Il n'y a de suspense que lorsque Tara fait des blagues douteuses à Adi (elle lui dit, en tout, qu'elle veut l'épouser, qu'elle est enceinte et qu'elle le quitte, pour plaisanter. Adi marche à chaque fois. Le spectateur nettement moins).

Ajoutons qu'Adi travaille dans une entreprise de jeux vidéos, où il présente sa "super idée de scénario" : un grand méchant enlève une jeune femme, le héros doit le battre pour la récupérer. Jamais vu de scénario plus banal, mais tout le monde autour de lui est ultra enthousiaste. On a donc le droit à des séquences animées pas particulièrement réussies façon GTA.

Je découvre Shraddha Kapoor dans ce film. Elle ne joue ni mieux ni moins bien que des dizaines d'actrices, mais me semble avoir le charisme d'une huître. Elle est comme ce film, totalement fade.
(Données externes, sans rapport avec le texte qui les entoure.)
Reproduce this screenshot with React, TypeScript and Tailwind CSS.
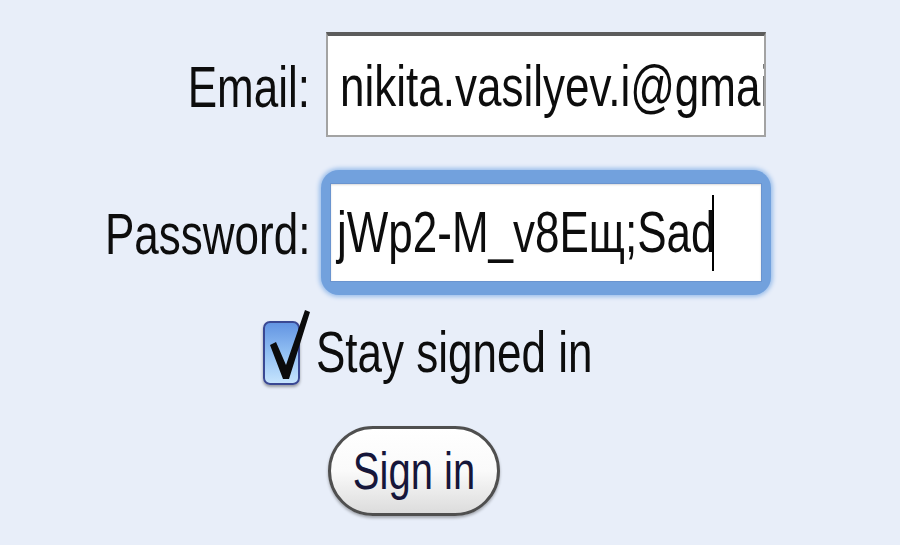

La musique d'A.R Rahman ressemble à ce qu'il fait depuis quelques années : sans intérêt, et sans inspiration (il reprend même une chanson de Bombay). Petit détail amusant, c'est un des rares films indiens où j'ai entendu des passages de musique classique européenne dans la bande originale. Une façon de dire la tension entre tradition et occidentalisation ? Vu le niveau du film, je pense que je surinterprète.


2.6.20

Aayitha Ezhuthu (2004 - Tamoul)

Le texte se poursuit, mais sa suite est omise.